Circulation 3 formed over southwest St. Louis county and traveled eastward across south St. Louis city. This mesovortex spawned the first of two tornadoes over Dupo Illinois. Damage was rated F1. Circulation 3 rapidly intensified and deepened between 2234 and 2250 just prior to tornado touchdown. The strongest low-level rotation was identified at 2240 (or ten minutes preceding tornado occurrence) where magnitudes of delta-V were 30 m s-1. Note this first of two circulation peaks (greatest depths) occurred at the beginning of tornado touchdown. We have documented previous observations of this kind of tornadic mesovortex trends in earlier studies (e.g. May 27, 2000 QLCS, June 29, 1998 Derecho). Circulation 3 spawned a second tornado over the Shilo Illinois area (west of Mid America Airport MAA) between 2310 and 2315 UTC. Again damage was rated F1. Circulation 5 formed just east of the St. Louis Arch and spawned a tornado 1.5 miles west of the town of Caseyville Illinois between 2305 and 2310 UTC. The tornado occurred just after the mesovortex reached its first peak (greatest depth) while rotational velocities rapidly intensified between 2255 and 2300 within the lowest 2.5 km.
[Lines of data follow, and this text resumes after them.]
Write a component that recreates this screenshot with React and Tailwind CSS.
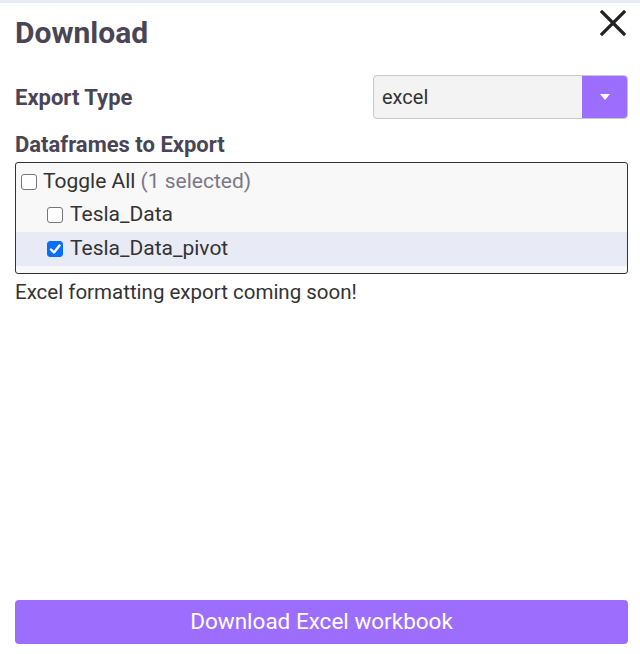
import { useState } from 'react';

const Box = ({ checked }) => (
  <span
    className={`flex h-[16px] w-[16px] shrink-0 items-center justify-center rounded-[3px] border ${
      checked ? 'border-[#0b6ef7] bg-[#0b6ef7]' : 'border-[#767676] bg-white'
    }`}
  >
    {checked && (
      <svg width="12" height="12" viewBox="0 0 12 12">
        <path d="M2 6.5 L5 9.5 L10.5 2.5" fill="none" stroke="white" strokeWidth="2.4" strokeLinecap="round" strokeLinejoin="round" />
      </svg>
    )}
  </span>
);

const App = () => {
  const [selected, setSelected] = useState({ Tesla_Data: false, Tesla_Data_pivot: true });
  const count = Object.values(selected).filter(Boolean).length;

  return (
    <div className="flex h-[654px] w-[640px] flex-col bg-white font-['Roboto',sans-serif] text-[#333]">
      {/* top strip */}
      <div className="h-[3px] bg-[#e8eaf6]"></div>

      <div className="flex flex-1 flex-col pl-[15px] pr-[12px]">
        {/* Header */}
        <div className="flex h-[58px] items-center justify-between">
          <h1 className="text-[30px] font-bold text-[#494556]">Download</h1>
          <button className="-mt-[18px] mr-[2px] text-[#222]">
            <svg width="26" height="26" viewBox="0 0 26 26">
              <path d="M2 2 L24 24 M24 2 L2 24" stroke="currentColor" strokeWidth="3.2" strokeLinecap="square" />
            </svg>
          </button>
        </div>

        {/* Export type */}
        <div className="mt-[14px] flex items-center justify-between">
          <span className="text-[22px] font-bold text-[#494556]">Export Type</span>
          <div className="flex h-[44px] w-[255px] overflow-hidden rounded-[4px] border border-[#c8c8c8] bg-[#f3f3f3]">
            <div className="flex flex-1 items-center pl-[8px] text-[20px] text-[#333]">excel</div>
            <div className="flex w-[45px] items-center justify-center bg-[#9d6efd]">
              <svg width="10" height="6" viewBox="0 0 10 6">
                <path d="M0 0 L10 0 L5 6 Z" fill="white" />
              </svg>
            </div>
          </div>
        </div>

        {/* Dataframes */}
        <div className="mt-[12px] text-[22px] font-bold leading-[28px] text-[#494556]">Dataframes to Export</div>
        <div className="mt-[3px] rounded-[3px] border border-[#333] bg-[#f8f8f8] pt-[2px] pb-[7px]">
          <label className="flex h-[33px] items-center pl-[5px] text-[21px]">
            <Box checked={false} />
            <span className="ml-[6px]">Toggle All</span>
            <span className="ml-[5px] text-[#7c7787]">({count} selected)</span>
          </label>
          {Object.keys(selected).map((name) => (
            <label
              key={name}
              onClick={() => setSelected({ ...selected, [name]: !selected[name] })}
              className={`flex h-[34px] items-center pl-[31px] text-[21px] ${selected[name] ? 'bg-[#e8eaf6]' : ''}`}
            >
              <Box checked={selected[name]} />
              <span className="ml-[7px]">{name}</span>
            </label>
          ))}
        </div>

        <p className="mt-[3px] text-[20.5px] text-[#333]">Excel formatting export coming soon!</p>

        <div className="flex-1"></div>

        <button className="mb-[10px] h-[44px] w-full rounded-[4px] bg-[#9d6efd] text-[22.5px] text-white">
          Download Excel workbook
        </button>
      </div>
    </div>
  );
};

export default App;
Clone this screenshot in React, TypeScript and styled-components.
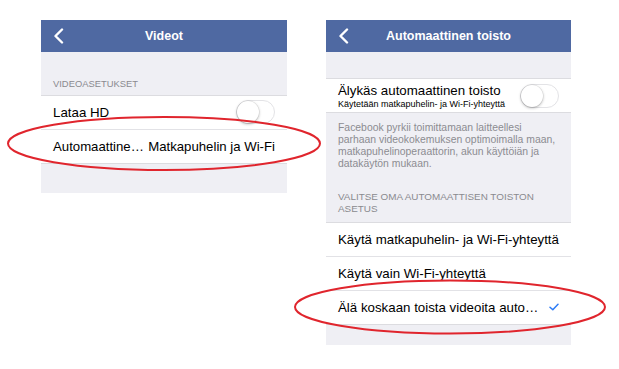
import React from "react";
import styled, { createGlobalStyle } from "styled-components";

const GlobalStyle = createGlobalStyle`
  html, body {
    margin: 0;
    padding: 0;
    background: #ffffff;
  }
  body {
    font-family: "Liberation Sans", Arial, sans-serif;
    color: #000;
  }
`;

interface IPanelProps {
  width: number;
  height: number;
}
interface ISpacerProps {
  h: number;
}
interface ILabelProps {
  size: number;
}

const Page = styled.div`
  position: relative;
  width: 619px;
  height: 369px;
  box-sizing: border-box;
  padding: 20px 0 0 41px;
  display: flex;
  align-items: flex-start;
  gap: 39px;
  overflow: hidden;
`;

const Panel = styled.div<IPanelProps>`
  width: ${(props) => props.width}px;
  height: ${(props) => props.height}px;
  background-color: #efeff4;
  display: flex;
  flex-direction: column;
`;

const Header = styled.div`
  height: 32px;
  background-color: #4f69a2;
  color: #fff;
  display: flex;
  align-items: center;
  justify-content: center;
  position: relative;
  font-size: 12.5px;
  font-weight: 700;
  flex-shrink: 0;
`;

const Back = styled.svg`
  position: absolute;
  left: 12px;
  top: 8px;
`;

const Spacer = styled.div<ISpacerProps>`
  height: ${(props) => props.h}px;
  flex-shrink: 0;
`;

const SectionLabel = styled.div<ILabelProps>`
  padding: 0 12px;
  font-size: ${(props) => props.size}px;
  line-height: 12.5px;
  color: #8a8a8f;
  text-transform: uppercase;
`;

const Group = styled.div`
  background-color: #fff;
  border-top: 1px solid #dcdce0;
  border-bottom: 1px solid #dcdce0;
  flex-shrink: 0;
`;

const Row = styled.div`
  height: 33px;
  padding: 0 12px;
  display: flex;
  align-items: center;
  justify-content: space-between;
  gap: 3px;
  font-size: 13.3px;
  white-space: nowrap;
  & + & {
    border-top: 1px solid #e2e2e6;
  }
`;

const TextStack = styled.div`
  display: flex;
  flex-direction: column;
  gap: 1px;
`;

const Sub = styled.span`
  font-size: 9px;
`;

const Value = styled.span`
  white-space: nowrap;
  font-size: 13.2px;
`;

const Toggle = styled.div`
  width: 37px;
  height: 22px;
  border-radius: 12px;
  border: 1px solid #e3e3e6;
  background: #fff;
  position: relative;
  flex-shrink: 0;
  &::after {
    content: "";
    position: absolute;
    left: 0;
    top: 0;
    width: 22px;
    height: 22px;
    border-radius: 50%;
    background: #fff;
    box-shadow: 0 1px 3px rgba(0, 0, 0, 0.3), 0 0 0 0.5px rgba(0, 0, 0, 0.08);
  }
`;

const Description = styled.div`
  padding: 9px 12px 0;
  font-size: 10.4px;
  line-height: 11.9px;
  color: #8c8c91;
`;

const Overlay = styled.svg`
  position: absolute;
  left: 0;
  top: 0;
  pointer-events: none;
`;

function Chevron() {
  return (
    <Back width="12" height="16" viewBox="0 0 12 16">
      <path
        d="M9 1.5 L2.5 8 L9 14.5"
        fill="none"
        stroke="#fff"
        strokeWidth="2.4"
        strokeLinecap="round"
        strokeLinejoin="round"
      />
    </Back>
  );
}

function Check() {
  return (
    <svg width="10" height="8" viewBox="0 0 10 8">
      <path
        d="M1 4.2 L3.8 6.8 L9 1.2"
        fill="none"
        stroke="#2e7cf6"
        strokeWidth="1.5"
        strokeLinecap="round"
        strokeLinejoin="round"
      />
    </svg>
  );
}

function App() {
  return (
    <>
      <GlobalStyle />
      <Page>
        <Panel width={246} height={173}>
          <Header>
            <Chevron />
            Videot
          </Header>
          <Spacer h={26} />
          <SectionLabel size={9.4}>Videoasetukset</SectionLabel>
          <Spacer h={4} />
          <Group>
            <Row>
              <span>Lataa HD</span>
              <Toggle />
            </Row>
            <Row>
              <Value>Automaattine…</Value>
              <Value>Matkapuhelin ja Wi-Fi</Value>
            </Row>
          </Group>
        </Panel>

        <Panel width={245} height={325}>
          <Header>
            <Chevron />
            Automaattinen toisto
          </Header>
          <Spacer h={26} />
          <Group>
            <Row>
              <TextStack>
                <span>Älykäs automaattinen toisto</span>
                <Sub>Käytetään matkapuhelin- ja Wi-Fi-yhteyttä</Sub>
              </TextStack>
              <Toggle />
            </Row>
          </Group>
          <Description>
            Facebook pyrkii toimittamaan laitteellesi parhaan videokokemuksen
            optimoimalla maan, matkapuhelinoperaattorin, akun käyttöiän ja
            datakäytön mukaan.
          </Description>
          <Spacer h={21} />
          <SectionLabel size={9.9}>
            Valitse oma automaattisen toiston asetus
          </SectionLabel>
          <Spacer h={6} />
          <Group>
            <Row>
              <span>Käytä matkapuhelin- ja Wi-Fi-yhteyttä</span>
            </Row>
            <Row>
              <span>Käytä vain Wi-Fi-yhteyttä</span>
            </Row>
            <Row>
              <span>Älä koskaan toista videoita auto…</span>
              <Check />
            </Row>
          </Group>
        </Panel>

        <Overlay width="619" height="369" viewBox="0 0 619 369">
          <ellipse
            cx="164"
            cy="143.5"
            rx="156"
            ry="26.5"
            fill="none"
            stroke="#e0252d"
            strokeWidth="2"
          />
          <ellipse
            cx="450"
            cy="307"
            rx="155"
            ry="26.5"
            fill="none"
            stroke="#e0252d"
            strokeWidth="2"
          />
        </Overlay>
      </Page>
    </>
  );
}

export default App;
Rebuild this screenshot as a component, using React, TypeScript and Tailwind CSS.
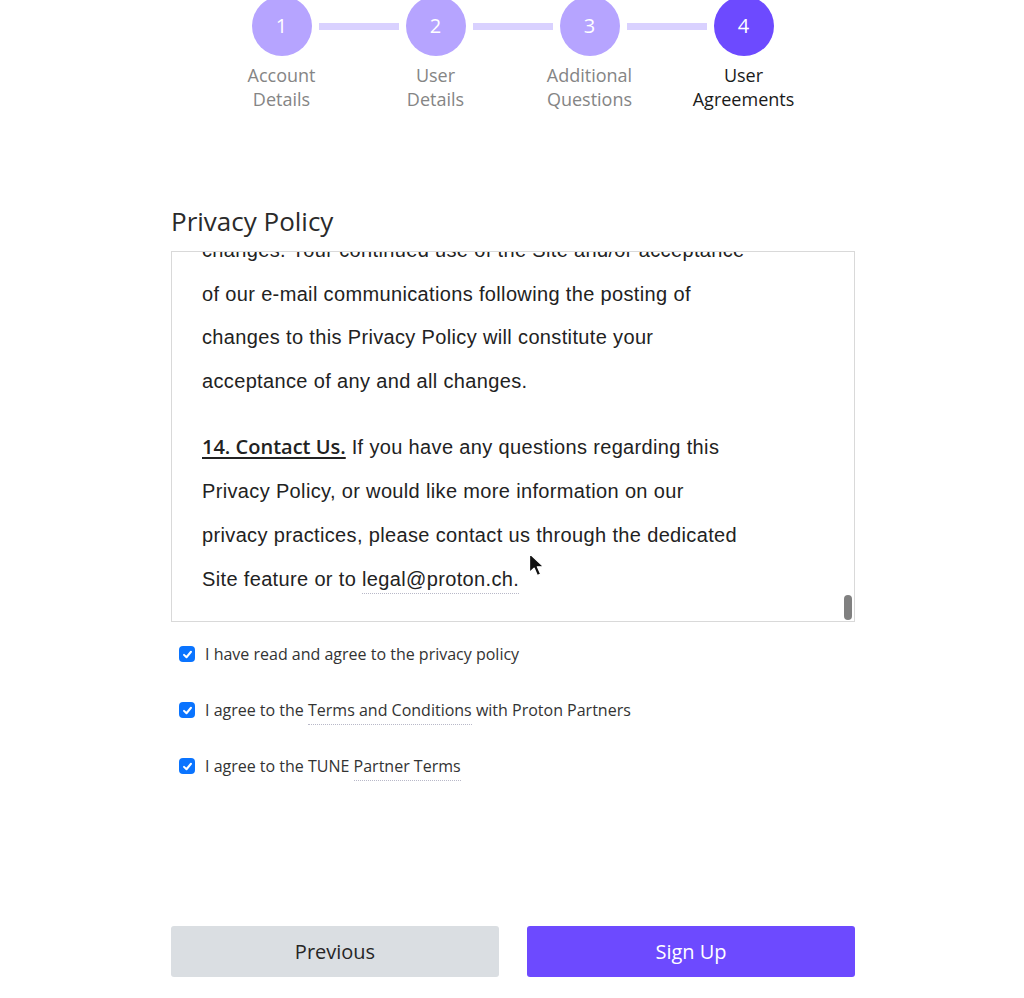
import React from 'react';

const steps = [
  { n: 1, top: 'Account', bottom: 'Details' },
  { n: 2, top: 'User', bottom: 'Details' },
  { n: 3, top: 'Additional', bottom: 'Questions' },
  { n: 4, top: 'User', bottom: 'Agreements' },
];

const Check = () => (
  <span className="flex h-4 w-4 shrink-0 items-center justify-center rounded-[4px] bg-[#0a74ff]">
    <svg width="11" height="11" viewBox="0 0 12 12" fill="none">
      <path d="M2.2 6.4 4.9 9 9.8 3" stroke="white" strokeWidth="2.2" strokeLinecap="round" strokeLinejoin="round" />
    </svg>
  </span>
);

const Dotted = ({ children }: { children: React.ReactNode }) => (
  <span className="border-b border-dotted border-[#b8b8c8] pb-[3px]">{children}</span>
);

export default function App() {
  const active = 4;

  return (
    <div className="min-h-[998px] bg-white font-['Open_Sans',sans-serif] text-[#262626]">
      {/* Stepper */}
      <div className="-mt-1 flex flex-col items-center pl-px">
        <div className="flex items-center">
          {steps.map((s, i) => (
            <React.Fragment key={s.n}>
              {i > 0 && <div className="mx-[7px] h-[7px] w-[80px] bg-[#d9d1ff]" />}
              <div
                className={`flex h-[60px] w-[60px] items-center justify-center rounded-full text-[20px] text-white ${
                  s.n === active ? 'bg-[#6d4aff]' : 'bg-[#b6a4ff]'
                }`}
              >
                {s.n}
              </div>
            </React.Fragment>
          ))}
        </div>
        <div className="mt-[7px] flex">
          {steps.map((s) => (
            <div
              key={s.n}
              className={`w-[154px] text-center text-[18px] leading-6 ${
                s.n === active ? 'text-[#1a1a1a]' : 'text-[#858585]'
              }`}
            >
              <div>{s.top}</div>
              <div>{s.bottom}</div>
            </div>
          ))}
        </div>
      </div>

      <div className="mx-auto w-[684px] translate-x-px">
        <h2 className="mt-[94px] text-[26px] leading-8 text-[#2a2a2a]">Privacy Policy</h2>

        {/* Policy box */}
        <div className="relative mt-[14px] h-[371px] overflow-hidden border border-[#d9d9d9] pl-[30px]">
          <div className="-mt-[23px] w-[560px] font-['Liberation_Sans',Arial,sans-serif] text-[20px] leading-[43.6px] tracking-[0.35px] text-[#222]">
            <p>
              changes. Your continued use of the Site and/or acceptance
              <br />
              of our e-mail communications following the posting of
              <br />
              changes to this Privacy Policy will constitute your
              <br />
              acceptance of any and all changes.
            </p>
            <p className="mt-[22px] leading-[44px]">
              <span className="font-['Open_Sans',sans-serif] text-[20px] font-semibold tracking-normal underline underline-offset-[3px]">
                14. Contact Us.
              </span>{' '}
              If you have any questions regarding this
              <br />
              Privacy Policy, or would like more information on our
              <br />
              privacy practices, please contact us through the dedicated
              <br />
              Site feature or to <Dotted>legal@proton.ch.</Dotted>
            </p>
          </div>
          <div className="absolute bottom-[1px] right-[2px] h-[25px] w-[8px] rounded-full bg-[#808080]" />
          {/* mouse pointer */}
          <svg className="absolute left-[356px] top-[300px]" width="18" height="26" viewBox="0 0 18 26">
            <path
              d="M1.5 1.5v19l4.6-4.4 3.2 7.4 3.3-1.4-3.2-7.3h6.3z"
              fill="#111"
              stroke="white"
              strokeWidth="1.3"
              strokeLinejoin="round"
            />
          </svg>
        </div>

        {/* Agreements */}
        <div className="mt-5 flex flex-col gap-8 text-[16px] leading-6 text-[#333]">
          <label className="flex items-center gap-[10px] pl-2">
            <Check />
            <span>I have read and agree to the privacy policy</span>
          </label>
          <label className="flex items-center gap-[10px] pl-2">
            <Check />
            <span>
              I agree to the <Dotted>Terms and Conditions</Dotted> with Proton Partners
            </span>
          </label>
          <label className="flex items-center gap-[10px] pl-2">
            <Check />
            <span>
              I agree to the TUNE <Dotted>Partner Terms</Dotted>
            </span>
          </label>
        </div>

        {/* Actions */}
        <div className="mt-[148px] grid grid-cols-2 gap-7">
          <button className="h-[51px] rounded-[3px] bg-[#dadee2] text-[20px] text-[#262626]">Previous</button>
          <button className="h-[51px] rounded-[3px] bg-[#6d4aff] text-[20px] text-white">Sign Up</button>
        </div>
      </div>
    </div>
  );
}
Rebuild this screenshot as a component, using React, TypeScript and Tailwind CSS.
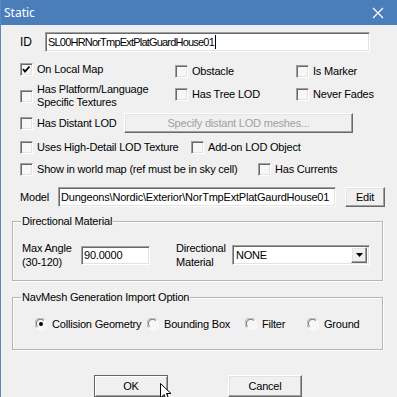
import React from "react";

const sunken =
  "border border-t-[#a0a0a0] border-l-[#a0a0a0] border-b-white border-r-white shadow-[inset_1px_1px_0_#696969,inset_-1px_-1px_0_#e3e3e3]";
const raised =
  "border border-t-white border-l-white border-b-[#696969] border-r-[#696969] shadow-[inset_-1px_-1px_0_#a0a0a0,inset_1px_1px_0_#e3e3e3] bg-[#f0f0f0]";

function Check({ checked = false }: { checked?: boolean }) {
  return (
    <div className={`w-[13px] h-[13px] shrink-0 bg-[#f7f7f7] ${sunken} relative`}>
      {checked && (
        <svg width="11" height="11" viewBox="0 0 11 11" className="absolute left-0 top-0">
          <polyline points="2,5 4,7.5 8.5,2.5" fill="none" stroke="#000" strokeWidth="1.8" />
        </svg>
      )}
    </div>
  );
}

function CB({ label, checked = false, w }: { label: React.ReactNode; checked?: boolean; w?: string }) {
  return (
    <div className={`flex items-center ${w ?? ""}`}>
      <Check checked={checked} />
      <span className="ml-[4px] leading-[13px] whitespace-nowrap">{label}</span>
    </div>
  );
}

function Radio({ label, checked = false, w }: { label: string; checked?: boolean; w?: string }) {
  return (
    <div className={`flex items-center ${w ?? ""}`}>
      <svg width="12" height="12" viewBox="0 0 12 12" className="shrink-0">
        <circle cx="6" cy="6" r="5.5" fill="#f7f7f7" />
        <path d="M1.5 9.5 A5.5 5.5 0 0 1 9.5 1.5" fill="none" stroke="#a0a0a0" strokeWidth="1" />
        <path d="M2.6 8.6 A4.2 4.2 0 0 1 8.6 2.6" fill="none" stroke="#696969" strokeWidth="1" />
        <path d="M10.5 2.5 A5.5 5.5 0 0 1 2.5 10.5" fill="none" stroke="#ffffff" strokeWidth="1" />
        {checked && <circle cx="6" cy="6" r="2" fill="#000" />}
      </svg>
      <span className="ml-[5px] whitespace-nowrap">{label}</span>
    </div>
  );
}

export default function App() {
  return (
    <div
      className="w-[397px] h-[397px] overflow-hidden bg-[#f0f0f0] border-l border-[#5b89be] text-[11px] tracking-[-0.2px] text-black relative"
      style={{ fontFamily: '"Liberation Sans", Arial, sans-serif' }}
    >
      {/* Title bar */}
      <div className="h-[25px] bg-[#4a7ebb] flex items-center justify-between">
        <span className="pl-[3px] text-white text-[12px] tracking-normal" style={{ fontFamily: '"Noto Sans", "Open Sans", sans-serif' }}>
          Static
        </span>
        <svg width="12" height="12" viewBox="0 0 12 12" className="mr-[13px]">
          <path d="M1 1 L11 11 M11 1 L1 11" stroke="#fff" strokeWidth="1.2" />
        </svg>
      </div>

      {/* ID row */}
      <div className="pl-[19px] mt-[7px] flex items-center">
        <span className="w-[25px] text-[12px]">ID</span>
        <div className={`w-[325px] h-[20px] bg-white ${sunken} flex items-center pl-[2px]`}>
          <span className="tracking-[-0.8px]">SL00HRNorTmpExtPlatGuardHouse01</span>
          <span className="w-px h-[14px] bg-black ml-[1px]" />
        </div>
      </div>

      {/* Row 1 */}
      <div className="pl-[19px] mt-[11px] flex items-start">
        <CB w="w-[155px]" label="On Local Map" checked />
        <CB w="w-[121px] mt-[2px]" label="Obstacle" />
        <CB w="mt-[2px]" label="Is Marker" />
      </div>

      {/* Row 2 */}
      <div className="pl-[19px] mt-[5px] flex items-start">
        <CB
          w="w-[155px]"
          label={
            <span className="block leading-[13px]">
              Has Platform/Language
              <br />
              Specific Textures
            </span>
          }
        />
        <CB w="w-[121px] mt-[5px]" label="Has Tree LOD" />
        <CB w="mt-[5px]" label="Never Fades" />
      </div>

      {/* Row 3 */}
      <div className="pl-[19px] mt-[4px] flex items-center">
        <CB w="w-[104px]" label="Has Distant LOD" />
        <div className={`w-[229px] h-[20px] ${raised} flex items-center justify-center text-[#a0a0a0]`}>
          Specify distant LOD meshes...
        </div>
      </div>

      {/* Row 4 */}
      <div className="pl-[19px] mt-[8px] flex items-center">
        <CB w="w-[171px]" label="Uses High-Detail LOD Texture" />
        <CB label="Add-on LOD Object" />
      </div>

      {/* Row 5 */}
      <div className="pl-[19px] mt-[9px] flex items-center">
        <CB w="w-[238px]" label="Show in world map (ref must be in sky cell)" />
        <CB label="Has Currents" />
      </div>

      {/* Model row */}
      <div className="pl-[19px] mt-[11px] flex items-center">
        <span className="w-[38px]">Model</span>
        <div className={`w-[278px] h-[20px] bg-white ${sunken} flex items-center pl-[2px] overflow-hidden whitespace-nowrap`}>
          Dungeons\Nordic\Exterior\NorTmpExtPlatGaurdHouse01
        </div>
        <div className={`ml-[9px] w-[40px] h-[20px] ${raised} flex items-center justify-center`}>Edit</div>
      </div>

      {/* Directional Material group */}
      <div className="relative mx-[11px] mt-[14px] w-[371px] border border-[#b4b4b4] shadow-[inset_1px_1px_0_#fff,1px_1px_0_#fff] pt-[19px] pb-[11px] pl-[9px]">
        <span className="absolute left-[8px] -top-[8px] bg-[#f0f0f0] px-[1px] leading-[14px]">Directional Material</span>
        <div className="flex items-center">
          <span className="w-[59px] leading-[14px]">
            Max Angle
            <br />
            (30-120)
          </span>
          <div className={`w-[69px] h-[19px] bg-white ${sunken} flex items-center pl-[2px]`}>90.0000</div>
          <span className="ml-[26px] w-[56px] leading-[14px]">
            Directional
            <br />
            Material
          </span>
          <div className={`w-[138px] h-[20px] bg-white ${sunken} flex items-center justify-between pl-[3px] pr-[2px]`}>
            <span>NONE</span>
            <div className={`w-[16px] h-[16px] ${raised} flex items-center justify-center`}>
              <svg width="7" height="4" viewBox="0 0 7 4">
                <path d="M0 0 H7 L3.5 4 Z" fill="#000" />
              </svg>
            </div>
          </div>
        </div>
      </div>

      {/* NavMesh group */}
      <div className="relative mx-[11px] mt-[16px] w-[371px] border border-[#b4b4b4] shadow-[inset_1px_1px_0_#fff,1px_1px_0_#fff] pt-[19px] pb-[18px] pl-[22px]">
        <span className="absolute left-[8px] -top-[8px] bg-[#f0f0f0] px-[1px] leading-[14px]">
          NavMesh Generation Import Option
        </span>
        <div className="flex items-center h-[14px]">
          <Radio w="w-[112px]" label="Collision Geometry" checked />
          <Radio w="w-[98px]" label="Bounding Box" />
          <Radio w="w-[62px]" label="Filter" />
          <Radio label="Ground" />
        </div>
      </div>

      {/* Buttons */}
      <div className="pl-[93px] mt-[25px] flex gap-[60px]">
        <div className="w-[74px] h-[22px] border border-[#646464] shadow-[inset_1px_1px_0_#fff,inset_-1px_-1px_0_#a0a0a0] bg-[#f0f0f0] flex items-center justify-center">
          OK
        </div>
        <div className={`w-[74px] h-[22px] ${raised} flex items-center justify-center`}>Cancel</div>
      </div>

      {/* Mouse cursor */}
      <svg width="14" height="20" viewBox="0 0 14 20" className="absolute left-[159px] top-[383px]">
        <path d="M0.5 0.5 L0.5 15 L4 11.5 L6.5 17.5 L9 16.5 L6.5 10.5 L11 10.5 Z" fill="#fff" stroke="#000" strokeWidth="1" />
      </svg>
    </div>
  );
}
At 2305 UTC we were able to observe a tornadocyclone velocity signature from the WSR-88D at KLSX. The time between the first identification of mesovortex 5 and tornado occurrence was shorter compared to the detection of mesovortex 3 and its associated tornado touchdown. However the overall trend - rapid deepening and intensification of mesovortex 5 was similar to #3.
Fig 12. Overall map of the wind and tornadic damage pattern over southwest and parts of south-central Illinois associated with the St. Louis Bow Echo on 10 June 2003.
A paper on the 10 June 2003 St. Louis Bow Echo event was published in the August 2005 issue of AMS Monthly Weather Review (MWR).